Recently one of the SANS SEC504 labs updated and with the changes came a new set of hashes from the exercises. These hashes are a perfect opportunity to dive a bit deeper and try to determine what hashing algorithm is used when you’re not sure. I wrote a blog post on resources to help figure out hash formats in 2017 but one tool I didn’t cover was MDXFIND.
MDXFIND is a free tool available here: https://hashes.org/mdxfind.php
Most password cracking programs require three things. A list of the hashes you want to crack, the algorithm that they’re in and a dictionary that you would like to use for your attempts. MDXFIND is for when you have hashes and a dictionary, but you’re not sure what format the hashes are in. Let’s take a quick look at the syntax of an example.

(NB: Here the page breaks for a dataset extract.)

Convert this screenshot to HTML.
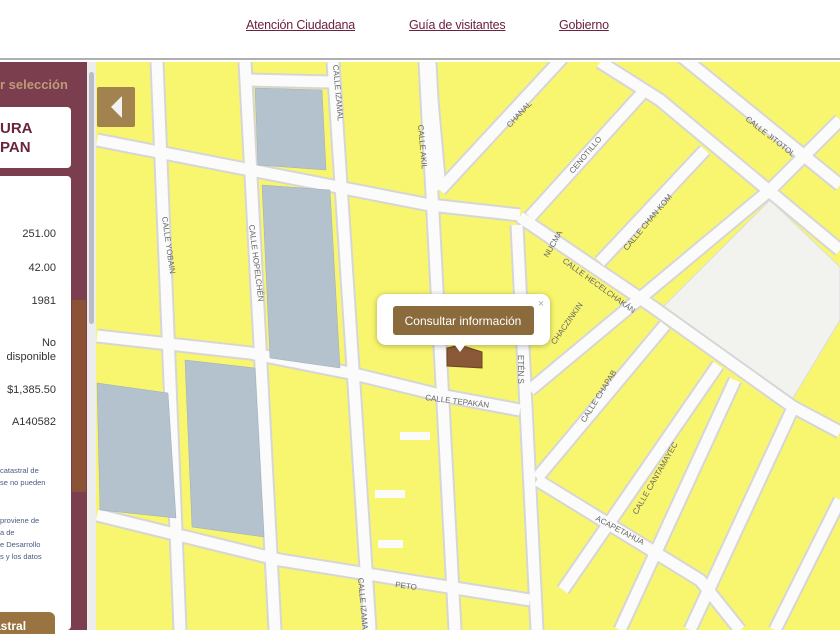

The hashes we want to crack are the following:
By default MDXFIND wants a file of salts to use since several of its formats use salts. In this case, there doesn’t appear to be any salts so we’re going to tell MDXFIND to only make guesses for formats that do not utilize salts. Our syntax now contains:
mdxfind.exe -h ALL -h !salt -f new_day4_hashes.txt rockyou.txt
- “-h ALL” to say all hash formats
- “-h !salt” to say except for formats which require a salt
- “-f new_day4_hashes.txt” to point at the hashes to be cracked
- “rockyou.txt” the dictionary of guesses that we want to try
Since we’re not utilizing a fast GPU cracker like Hashcat, we want to choose a small dictionary like rockyou for this type of work.
Once started, you can see that it’s a slow process due to the large amount of hash formats that MDXFIND is trying.
Within a few minutes, we have success. One of the hashes cracks to the password “frenchfries” with the hashing algorithm of “SQL5x01”. The “x01” stands for one round. We can ask MDXFIND to try multiple rounds of hash formats in case developers use nested algorithms to make “custom” hash formats.
Now that we know what the format is we can stop the process and restart it specifying SQL5 as the format with “-h SQL5”. All of the hashes crack within 30 seconds.
In real life all of the hashes would likely not crack so quickly but once you find out what the algorithm is, you can use tools such as Hashcat to crack the remaining hashes at a much faster rate.